For some reason, there seems to be more volatility in recruiting careers than any other part of the HR function or industry – hell, look at my resume for proof.

Which is too bad, considering recruiting is one of the manifold functions in the HR department that shouldn’t be outsourced or automated. 

While it looks like the job market is back on track, if you need to do some belt tightening around the human capital function, consider putting these worthless jobs on the chopping block, first:

1. Career Coach: I’m talking about the ones who provide things like online career assessments from .edu websites that they found on Google.

The ones who write blog posts like, “Top 5 Keywords Ever Job Seeker Needs On Their Resume” as their primary means for building brand awareness.  The kinds who like Twitter chats, comfort eating and inspirational aphorisms. Not the kind that works directly with or within an organization on employee mobility, transitioning and training.  Those guys are legit.

 No, the ones who actually care about their Klout scores as much as the candidates they purportedly help – who, inevitably, find jobs irrespective of the somewhat suspect career related coaching they actually receive. 

Oh, I know I’m going to hear it for this one, and while there’s certainly psychological benefits of having a partner to walk you through what’s potentially a socially isolating, somewhat traumatizing event like a layoff.  But the per hour rate of most career coaches would easily pay for a real, board certified psychologist who doesn’t need to use Twitter to build a personal brand. And likely accepts COBRA.

Instead, I find career coaches largely fall into the category of people who, through their own long term unemployment, reach the conclusion that their inability to find a position is due to a flaw in the hiring process that they can somehow fix for others; alternatively, they figure that their futility somehow translates into relevant expertise.

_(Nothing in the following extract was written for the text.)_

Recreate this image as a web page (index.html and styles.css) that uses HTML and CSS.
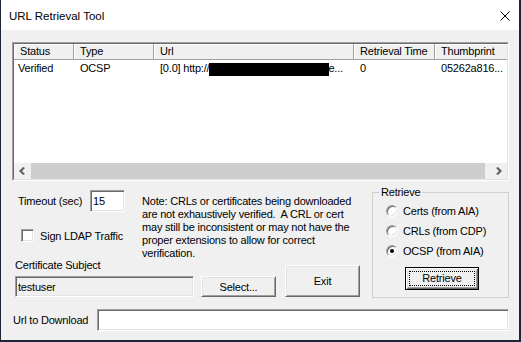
FILE: index.html
```html
<!DOCTYPE html>
<html lang="en">
  <head>
    <meta charset="utf-8" />
    <title>URL Retrieval Tool</title>
    <link rel="stylesheet" href="styles.css">
  </head>
  <body>
    <div class="window">
      <!-- Title bar -->
      <div class="titlebar">
        <span class="titlebar__text">URL Retrieval Tool</span>
        <svg class="titlebar__close" width="10" height="10" viewBox="0 0 10 10">
          <path d="M0.5 0.5 L9.5 9.5 M9.5 0.5 L0.5 9.5" stroke="#000" stroke-width="1" fill="none" />
        </svg>
      </div>

      <div class="client">
        <!-- List view -->
        <div class="listview">
          <div class="listview__inner">
            <div class="listview__body">
              <div class="lv-header">
                <div class="lv-col lv-col--status">Status</div>
                <div class="lv-col lv-col--type">Type</div>
                <div class="lv-col lv-col--url">Url</div>
                <div class="lv-col lv-col--time">Retrieval Time</div>
                <div class="lv-col lv-col--thumb">Thumbprint</div>
              </div>
              <div class="lv-row">
                <div class="lv-cell lv-col--status lv-cell--first">Verified</div>
                <div class="lv-cell lv-col--type">OCSP</div>
                <div class="lv-cell lv-col--url">[0.0] http://<span class="redacted"></span>e...</div>
                <div class="lv-cell lv-col--time">0</div>
                <div class="lv-cell lv-col--thumb">05262a816...</div>
              </div>
            </div>
            <div class="hscroll">
              <div class="hscroll__btn">
                <svg width="7" height="8" viewBox="0 0 7 8">
                  <polygon points="4,0 6,1 3,4 6,7 4,8 0,4" fill="#606060" />
                </svg>
              </div>
              <div class="hscroll__thumb"></div>
              <div class="hscroll__track"></div>
              <div class="hscroll__btn">
                <svg width="7" height="8" viewBox="0 0 7 8">
                  <polygon points="3,0 7,4 3,8 1,7 4,4 1,1" fill="#606060" />
                </svg>
              </div>
            </div>
          </div>
        </div>

        <!-- Options and actions -->
        <div class="lower">
          <div class="lower__left">
            <div class="lower__top">
              <div class="opts">
                <div class="timeout">
                  <span class="timeout__label">Timeout (sec)</span>
                  <div class="edit edit--small">15</div>
                </div>
                <div class="check">
                  <span class="check__box"></span>
                  <span class="check__label">Sign LDAP Traffic</span>
                </div>
              </div>
              <div class="note">
                Note: CRLs or certificates being downloaded<br>
                are not exhaustively verified.&nbsp; A CRL or cert<br>
                may still be inconsistent or may not have the<br>
                proper extensions to allow for correct<br>
                verification.
              </div>
            </div>
            <div class="lower__bottom">
              <div class="subject">
                <div class="subject__label">Certificate Subject</div>
                <div class="edit edit--readonly">testuser</div>
              </div>
              <button class="btn btn--select">Select...</button>
              <button class="btn btn--exit">Exit</button>
            </div>
          </div>

          <fieldset class="group">
            <legend class="group__legend">Retrieve</legend>
            <div class="radios">
              <div class="radio">
                <span class="radio__dot"></span>
                <span class="radio__label">Certs (from AIA)</span>
              </div>
              <div class="radio">
                <span class="radio__dot"></span>
                <span class="radio__label">CRLs (from CDP)</span>
              </div>
              <div class="radio">
                <span class="radio__dot radio__dot--on"></span>
                <span class="radio__label">OCSP (from AIA)</span>
              </div>
            </div>
            <button class="btn btn--default"><span class="btn__focus">Retrieve</span></button>
          </fieldset>
        </div>

        <div class="url">
          <span class="url__label">Url to Download</span>
          <div class="edit edit--url"></div>
        </div>
      </div>
    </div>
  </body>
</html>
```

FILE: styles.css
```css
body {
  margin: 0;
  background-color: #1c2533;
  font-family: "Liberation Sans", Arial, sans-serif;
  font-size: 11px;
  color: #000;
}

.window {
  margin-left: 1px;
  width: 518px;
  height: 340px;
  background-color: #f0f0f0;
  overflow: hidden;
}

.titlebar {
  height: 30px;
  background-color: #fff;
  display: flex;
  align-items: center;
  justify-content: space-between;
  padding: 0 9px 0 8px;
  box-sizing: border-box;
}
.titlebar__text {
  font-size: 11.5px;
  margin-top: 1px;
}
.titlebar__close {
  display: block;
  margin-top: 1px;
}

.client {
  padding: 12px 10px 0 11px;
  letter-spacing: -0.2px;
}

/* sunken 3D edge */
.listview,
.edit {
  box-sizing: border-box;
  border-style: solid;
  border-width: 1px;
  border-color: #a0a0a0 #fff #fff #a0a0a0;
}
.listview {
  width: 497px;
  height: 139px;
}
.listview__inner {
  height: 100%;
  box-sizing: border-box;
  border-style: solid;
  border-width: 1px;
  border-color: #696969 #e3e3e3 #e3e3e3 #696969;
  background-color: #fff;
  display: flex;
  flex-direction: column;
  overflow: hidden;
}
.listview__body {
  flex: 1;
  overflow: hidden;
}

.lv-header {
  display: flex;
  height: 16px;
  white-space: nowrap;
}
.lv-col {
  box-sizing: border-box;
  height: 16px;
  line-height: 15px;
  padding-left: 6px;
  background-color: #f0f0f0;
  border-right: 1px solid #a0a0a0;
  border-bottom: 1px solid #a0a0a0;
  box-shadow: inset 1px 1px #fff;
  flex-shrink: 0;
  overflow: hidden;
}
.lv-col--status { width: 60px; }
.lv-col--type { width: 80px; }
.lv-col--url { width: 200px; }
.lv-col--time { width: 81px; }
.lv-col--thumb { width: 80px; }

.lv-row {
  display: flex;
  height: 17px;
  white-space: nowrap;
}
.lv-cell {
  box-sizing: border-box;
  line-height: 17px;
  padding-left: 6px;
  flex-shrink: 0;
  overflow: hidden;
}
.lv-cell--first {
  padding-left: 4px;
}
.redacted {
  display: inline-block;
  vertical-align: top;
  width: 120px;
  height: 13px;
  margin-top: 3px;
  margin-right: -1px;
  background-color: #000;
}

.hscroll {
  display: flex;
  height: 16px;
  flex-shrink: 0;
  background-color: #f0f0f0;
}
.hscroll__btn {
  width: 17px;
  display: flex;
  align-items: center;
  justify-content: center;
}
.hscroll__thumb {
  width: 454px;
  background-color: #cdcdcd;
}
.hscroll__track {
  flex: 1;
}

.lower {
  display: flex;
  margin-top: 5px;
}
.lower__left {
  margin-left: 3px;
  width: 345px;
}
.lower__top {
  display: flex;
  height: 73px;
}
.opts {
  width: 127px;
}
.timeout {
  display: flex;
  align-items: center;
  margin-top: 4px;
}
.timeout__label {
  box-sizing: border-box;
  width: 75px;
  padding-left: 3px;
}
.edit {
  background-color: #fff;
  box-shadow: inset 1px 1px #696969, inset -1px -1px #e3e3e3;
  padding: 3px 2px 0;
  white-space: nowrap;
}
.edit--small {
  width: 35px;
  height: 22px;
  padding-top: 4px;
}
.check {
  display: flex;
  align-items: center;
  margin-top: 17px;
  padding-left: 6px;
}
.check__box {
  width: 13px;
  height: 13px;
  box-sizing: border-box;
  background-color: #fff;
  border-style: solid;
  border-width: 1px;
  border-color: #a0a0a0 #fff #fff #a0a0a0;
  box-shadow: inset 1px 1px #696969, inset -1px -1px #e3e3e3;
}
.check__label {
  margin-left: 6px;
}
.note {
  margin-top: 9px;
  line-height: 13px;
  white-space: nowrap;
}

.lower__bottom {
  display: flex;
  align-items: flex-end;
}
.subject {
  width: 179px;
}
.subject__label {
  line-height: 13px;
  margin-bottom: 4px;
}
.edit--readonly {
  height: 21px;
  background-color: #f0f0f0;
  padding-top: 4px;
}

/* raised 3D button */
.btn {
  appearance: none;
  margin: 0;
  padding: 0;
  box-sizing: border-box;
  font: inherit;
  letter-spacing: inherit;
  color: #000;
  background-color: #f0f0f0;
  border-style: solid;
  border-width: 1px;
  border-color: #fff #696969 #696969 #fff;
  box-shadow: inset 1px 1px #e3e3e3, inset -1px -1px #a0a0a0;
  flex-shrink: 0;
}
.btn--select {
  width: 75px;
  height: 21px;
  margin-left: 7px;
}
.btn--exit {
  width: 75px;
  height: 32px;
  margin-left: 9px;
}
.btn--default {
  display: block;
  width: 74px;
  height: 23px;
  margin: 6px 0 0 32px;
  border-color: #000;
  box-shadow: inset 1px 1px #fff, inset -1px -1px #696969, inset 2px 2px #e3e3e3, inset -2px -2px #a0a0a0;
  padding: 3px;
}
.btn__focus {
  display: block;
  height: 100%;
  box-sizing: border-box;
  border: 1px dotted #000;
  line-height: 13px;
}

.group {
  margin: 0 0 0 12px;
  padding: 0;
  width: 137px;
  height: 112px;
  box-sizing: border-box;
  border: 1px solid #d0d0d0;
}
.group__legend {
  margin-left: 6px;
  padding: 0 2px;
  line-height: 13px;
}
.radios {
  margin-top: 2px;
  padding-left: 13px;
}
.radio {
  display: flex;
  align-items: center;
  height: 20px;
}
.radio__dot {
  position: relative;
  width: 12px;
  height: 12px;
  box-sizing: border-box;
  border-radius: 50%;
  background-color: #fff;
  border-style: solid;
  border-width: 1px;
  border-color: #a0a0a0 #fff #fff #a0a0a0;
  box-shadow: inset 1px 1px #696969, inset -1px -1px #e3e3e3;
}
.radio__dot--on::after {
  content: "";
  position: absolute;
  left: 3px;
  top: 3px;
  width: 4px;
  height: 4px;
  border-radius: 50%;
  background-color: #000;
}
.radio__label {
  margin-left: 5px;
}

.url {
  display: flex;
  align-items: center;
  margin-top: 11px;
}
.url__label {
  box-sizing: border-box;
  width: 85px;
  padding-left: 1px;
}
.edit--url {
  width: 412px;
  height: 22px;
}
```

Of course, there are all sorts of certifications and programs designed to legitimize career coaches, but this is a lot like saying that having an MBA from a for-profit online university is like going to a real B-School.  You’re not really fooling anyone with those obscure acronyms.  You’re still hustling to make ends meet.  

And in that, perhaps, career coaches can at least be sympathetic to the collateral damage of finding a job, if not actually helpful in finding the jobs that form the primary promise of their often overpriced services.

2. Compensation Specialist: Granted, given my background as a recruiter, I’ve got a natural diversion to comp.  They’re generally the ones, not recruiters, who determine whether or not a search gets closed with top talent (although we often expediently overlook that fact).

But the fact that many corporations actually have entire departments of number crunching, pivot table building glorified data entry clerks is as anachronistic as calling talent acquisition the personnel department.  Things like salary banding, internal equity and compression are pretty easy to figure out once you’ve got a baseline established, and HR Generalists and recruiters alike can easily override these issues simply by following a really basic set of guidelines so easy even a hiring manager could do it.  And likely should, considering they are the ultimate budget and P/L owners responsible for the new hire’s ROI and final arbiters of hiring decisions.

Add to the fact that a litany of programs, from enterprise integrated talent management programs to free databases like Salary.com and Payscale, make finding pretty robust salary guidance as easy as punching in a few variables.  For some reason, compensation rarely falls into the purview of employee self service initiatives, but frankly, it should be one of the first functions to feel the axe.

3. Social Media Specialists: Yeah, I know, superficially I am one.  But if you don’t get that this is everyone’s job, particularly in talent branding, then you’re already behind.  And if you instead choose to delegate one of the most visible and critical public facing functions to an intern or recent grad with no actual work experience beyond maybe a few months at an agency, then you probably either suck at social.  If you even bother with it at all. 

Although those in the latter camp are likely to have the last laugh once we figure out a way to meaningfully measure any of this stuff.